Northern Gannets are seabirds. They nest on offshore islands and inaccessible cliffs and eat fish and squid. They plunge dive from a height of up to 130 feet, vertically into the ocean at speeds up to 62 miles per hour. Most dives are shallow, but they can go as deep as 72 feet below the surface. Northern Gannets breed in only six well established colonies in the Gulf of St. Lawrence, Newfoundland and North Atlantic. The oldest recorded Northern Gannet was over 26 years old. Their nests are made from a compacted pile of mud, seaweed, grass, flotsam and feathers cemented together with excreta. Each nest and its perimeter is about 18” square. Another bird dare not enter that space or they will be subject to a severe attack by the occupying bird.

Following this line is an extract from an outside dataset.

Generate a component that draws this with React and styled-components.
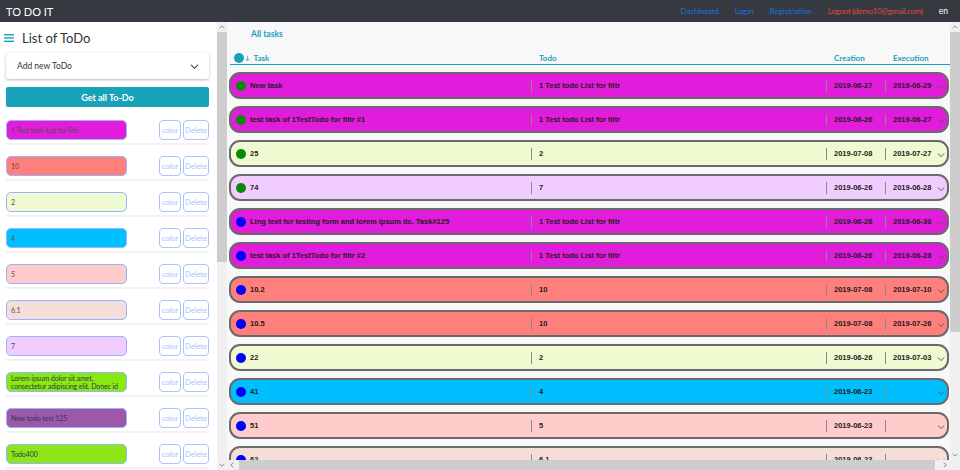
import React from 'react';
import styled, { createGlobalStyle } from 'styled-components';

const GlobalStyle = createGlobalStyle`
  html, body { margin: 0; padding: 0; height: 100%; overflow: hidden; }
  body { font-family: Lato, "Open Sans", sans-serif; background: #fff; }
  #root { height: 100%; }
  * { box-sizing: border-box; }
`;

const todos = [
  { name: '1 Test todo List for filtr', color: '#e11ddb' },
  { name: '10', color: '#ff7f7c' },
  { name: '2', color: '#f0fad0' },
  { name: '4', color: '#00bfff' },
  { name: '5', color: '#ffcccb' },
  { name: '6.1', color: '#f5ddd8' },
  { name: '7', color: '#f0cdfe' },
  { name: 'Lorem ipsum dolor sit amet, consectetur adipiscing elit. Donec id', color: '#88e80f', dark: true },
  { name: 'New todo test 125', color: '#9d58a9', dark: true },
  { name: 'Todo400', color: '#8ee619', dark: true },
];

const GREEN = '#078a07';
const BLUE = '#0000ff';
const MAG = '#e11ddb';

const tasks = [
  { task: 'New task', todo: '1 Test todo List for filtr', created: '2019-06-27', exec: '2019-06-29', color: MAG, dot: GREEN },
  { task: 'test task of 1TestTodo for filtr #1', todo: '1 Test todo List for filtr', created: '2019-06-26', exec: '2019-06-27', color: MAG, dot: GREEN },
  { task: '25', todo: '2', created: '2019-07-08', exec: '2019-07-27', color: '#f0fad0', dot: GREEN },
  { task: '74', todo: '7', created: '2019-06-26', exec: '2019-06-28', color: '#f0cdfe', dot: GREEN },
  { task: 'Ling text for testing form and lorem ipsum itc. Task#125', todo: '1 Test todo List for filtr', created: '2019-06-26', exec: '2019-06-30', color: MAG, dot: BLUE },
  { task: 'test task of 1TestTodo for filtr #2', todo: '1 Test todo List for filtr', created: '2019-06-26', exec: '2019-06-28', color: MAG, dot: BLUE },
  { task: '10.2', todo: '10', created: '2019-07-08', exec: '2019-07-10', color: '#ff7f7c', dot: BLUE },
  { task: '10.5', todo: '10', created: '2019-07-08', exec: '2019-07-26', color: '#ff7f7c', dot: BLUE },
  { task: '22', todo: '2', created: '2019-06-26', exec: '2019-07-03', color: '#f0fad0', dot: BLUE },
  { task: '41', todo: '4', created: '2019-06-23', exec: '', color: '#00bfff', dot: BLUE },
  { task: '51', todo: '5', created: '2019-06-23', exec: '', color: '#ffcccb', dot: BLUE },
  { task: '62', todo: '6.1', created: '2019-06-23', exec: '', color: '#f5ddd8', dot: BLUE },
];

const Chevron = ({ size = 8, color = '#555', dir = 'down' }) => {
  const rot = { down: 0, up: 180, left: 90, right: -90 }[dir];
  return (
    <svg width={size} height={size} viewBox="0 0 10 10" fill="none" style={{ transform: `rotate(${rot}deg)` }}>
      <path d="M1.5 3.5 L5 7 L8.5 3.5" stroke={color} strokeWidth="1.2" strokeLinecap="round" strokeLinejoin="round" />
    </svg>
  );
};

// drawn scrollbar, the page is photographed without native ones
function ScrollBar({ vertical, start, size }) {
  return (
    <Bar $vertical={vertical}>
      <ArrowBox><Chevron size={6} color="#606060" dir={vertical ? 'up' : 'left'} /></ArrowBox>
      <Track $vertical={vertical}>
        <Thumb $vertical={vertical} $start={start} $size={size} />
      </Track>
      <ArrowBox><Chevron size={6} color="#606060" dir={vertical ? 'down' : 'right'} /></ArrowBox>
    </Bar>
  );
}

export default function App() {
  return (
    <>
      <GlobalStyle />
      <Page>
        <TopBar>
          <Brand>TO DO IT</Brand>
          <Nav>
            <NavLink>Dashboard</NavLink>
            <NavLink>Login</NavLink>
            <NavLink>Registration</NavLink>
            <NavLink $logout>Logout (demo10@gmail.com)</NavLink>
            <Lang>en</Lang>
          </Nav>
        </TopBar>
        <Body>
          <Sidebar>
            <SideContent>
              <TitleRow>
                <svg width="10" height="8" viewBox="0 0 10 8">
                  <rect x="0" y="0" width="10" height="1.4" fill="#17a2b8" />
                  <rect x="0" y="3.3" width="10" height="1.4" fill="#17a2b8" />
                  <rect x="0" y="6.6" width="10" height="1.4" fill="#17a2b8" />
                </svg>
                <Title>List of ToDo</Title>
              </TitleRow>
              <AddCard>
                <span>Add new ToDo</span>
                <Chevron size={9} color="#444" />
              </AddCard>
              <GetAll>Get all To-Do</GetAll>
              <TodoList>
                {todos.map((t) => (
                  <TodoRow key={t.name}>
                    <TodoName $bg={t.color} $dark={t.dark}>{t.name}</TodoName>
                    <SmallBtn $w={22}>color</SmallBtn>
                    <SmallBtn $w={26}>Delete</SmallBtn>
                  </TodoRow>
                ))}
              </TodoList>
            </SideContent>
            <ScrollBar vertical start={0} size={230} />
          </Sidebar>
          <Main>
            <Viewport>
              <AllTasks>All tasks</AllTasks>
              <HeadRow>
                <HeadCell>
                  <SortDot />
                  <SortArrow>↓</SortArrow>
                  Task
                </HeadCell>
                <HeadCell $pad>Todo</HeadCell>
                <HeadCell $pad>Creation</HeadCell>
                <HeadCell $pad>Execution</HeadCell>
                <span />
              </HeadRow>
              {tasks.map((t, i) => (
                <TaskRow key={i} $bg={t.color}>
                  <TaskCell>
                    <Dot $c={t.dot} />
                    {t.task}
                  </TaskCell>
                  <Cell>{t.todo}</Cell>
                  <Cell>{t.created}</Cell>
                  <Cell>{t.exec}</Cell>
                  <ChevCell><Chevron size={8} color="#555" /></ChevCell>
                </TaskRow>
              ))}
            </Viewport>
            <ScrollBar vertical start={0} size={300} />
            <ScrollBar start={2} size={696} />
            <Corner />
          </Main>
        </Body>
      </Page>
    </>
  );
}

const Page = styled.div`
  height: 100vh;
  display: flex;
  flex-direction: column;
`;

const TopBar = styled.header`
  height: 22px;
  flex: none;
  background: #343a40;
  display: flex;
  align-items: center;
  justify-content: space-between;
  padding: 0 12px 0 6px;
`;

const Brand = styled.div`
  color: #fff;
  font-size: 11px;
`;

const Nav = styled.nav`
  display: flex;
  align-items: center;
  gap: 16px;
  font-size: 8px;
`;

const NavLink = styled.a`
  color: ${(p) => (p.$logout ? '#e0473c' : '#1f6fe0')};
  letter-spacing: ${(p) => (p.$logout ? '-0.25px' : '0')};
  cursor: pointer;
`;

const Lang = styled.span`
  color: #fff;
  font-size: 8.5px;
`;

const Body = styled.div`
  flex: 1;
  min-height: 0;
  display: flex;
`;

const Sidebar = styled.aside`
  width: 227px;
  flex: none;
  display: flex;
  overflow: hidden;
  background: #fff;
`;

const SideContent = styled.div`
  width: 217px;
  flex: none;
  padding: 6px 8px 0 6px;
`;

const Bar = styled.div`
  display: flex;
  flex-direction: ${(p) => (p.$vertical ? 'column' : 'row')};
  background: #f0f0f0;
  ${(p) => (p.$vertical ? 'width: 10px;' : 'height: 10px;')}
`;

const ArrowBox = styled.div`
  flex: none;
  width: 10px;
  height: 10px;
  display: flex;
  align-items: center;
  justify-content: center;
`;

const Track = styled.div`
  flex: 1;
  display: flex;
  flex-direction: ${(p) => (p.$vertical ? 'column' : 'row')};
  min-width: 0;
  min-height: 0;
`;

const Thumb = styled.div`
  background: #cdcdcd;
  ${(p) =>
    p.$vertical
      ? `width: 10px; height: ${p.$size}px; margin-top: ${p.$start}px;`
      : `height: 10px; width: ${p.$size}px; margin-left: ${p.$start}px;`}
`;

const Corner = styled.div`
  background: #f0f0f0;
`;

const TitleRow = styled.div`
  display: flex;
  align-items: center;
  gap: 8px;
  margin: 0 0 5px -2px;
  height: 20px;
`;

const Title = styled.h2`
  margin: 0;
  font-weight: 400;
  font-size: 13px;
  color: #333;
`;

const AddCard = styled.div`
  height: 26px;
  background: #fff;
  border-radius: 3px;
  box-shadow: 0 1px 3px rgba(0, 0, 0, 0.28);
  display: flex;
  align-items: center;
  justify-content: space-between;
  padding: 0 10px 0 11px;
  font-size: 8.5px;
  color: #333;
`;

const GetAll = styled.button`
  display: block;
  width: 100%;
  height: 20px;
  margin-top: 8px;
  border: none;
  border-radius: 2px;
  background: #17a2b8;
  color: #fff;
  font-family: inherit;
  font-weight: 700;
  font-size: 9px;
`;

const TodoList = styled.div`
  margin-top: 13px;
  display: flex;
  flex-direction: column;
`;

const TodoRow = styled.div`
  display: flex;
  align-items: stretch;
  gap: 2px;
  padding-bottom: 3px;
  border-bottom: 2px solid #f0f0f0;
  margin-bottom: 11px;
`;

const TodoName = styled.div`
  width: 121px;
  height: 20px;
  margin-right: auto;
  border: 1px solid #96b4ff;
  border-radius: 5px;
  background: ${(p) => p.$bg};
  color: ${(p) => (p.$dark ? '#2f3a55' : '#505050')};
  font-size: 7px;
  letter-spacing: -0.1px;
  line-height: 8px;
  padding: 0 3px 0 4px;
  display: flex;
  align-items: center;
  overflow: hidden;
`;

const SmallBtn = styled.button`
  width: ${(p) => p.$w}px;
  height: 20px;
  padding: 0;
  border: 1px solid #a8c4ff;
  border-radius: 4px;
  background: #fff;
  color: #a8c4ff;
  font-family: inherit;
  font-size: 7.5px;
`;

const Main = styled.main`
  flex: 1;
  min-width: 0;
  display: grid;
  grid-template-columns: 1fr 10px;
  grid-template-rows: 1fr 10px;
`;

const Viewport = styled.div`
  overflow: hidden;
  background: #f8f8f8;
  padding: 7px 0 0 2px;
`;

const AllTasks = styled.div`
  color: #17a2b8;
  font-weight: 700;
  font-size: 8.5px;
  padding-left: 22px;
  height: 14px;
`;

const cols = '300px 295px 59px 52px 14px';

const HeadRow = styled.div`
  display: grid;
  grid-template-columns: ${cols};
  align-items: center;
  margin: 8px 0 7px 1px;
  width: 720px;
  height: 14px;
  border-bottom: 1.5px solid #17a2b8;
  color: #17a2b8;
  font-weight: 700;
  font-size: 8px;
`;

const HeadCell = styled.div`
  display: flex;
  align-items: center;
  padding-left: ${(p) => (p.$pad ? '9px' : '4px')};
`;

const SortDot = styled.span`
  width: 10px;
  height: 10px;
  border-radius: 50%;
  background: #17a2b8;
`;

const SortArrow = styled.span`
  font-size: 6px;
  margin: 0 4px 0 1px;
`;

const TaskRow = styled.div`
  display: grid;
  grid-template-columns: ${cols};
  align-items: center;
  width: 720px;
  height: 27px;
  margin-bottom: 7px;
  border: 2px solid #6a6a6a;
  border-radius: 11px;
  background: ${(p) => p.$bg};
  font-family: "Liberation Sans", Arial, sans-serif;
  font-weight: 700;
  font-size: 7.5px;
  color: #1c1c1c;
`;

const TaskCell = styled.div`
  display: flex;
  align-items: center;
  gap: 4px;
  padding-left: 5px;
  white-space: nowrap;
`;

const Dot = styled.span`
  width: 10px;
  height: 10px;
  border-radius: 50%;
  background: ${(p) => p.$c};
  flex: none;
`;

const Cell = styled.div`
  height: 12px;
  display: flex;
  align-items: center;
  padding-left: 7px;
  border-left: 1px solid #8a8a8a;
  white-space: nowrap;
`;

const ChevCell = styled.div`
  display: flex;
  align-items: center;
  padding-top: 2px;
`;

Our 10.8 kilometre hike around the island gave us views of three enormous colonies of Northern Gannets. In those areas where the wind was offshore, there was next to no smell. In other areas the smell was a little more ripe. You really have to see the numbers of birds to believe it. In some locations we were a mere three feet away from the nesting birds; it was quite an experience. At the end of our hike, we toured one of the well preserved former residences of the island. It contained a short exposé with graphic memories of young boys who worked in the harsh conditions in the local fish processing plant. It is fair to say no parent or child would ever want to work in such conditions today.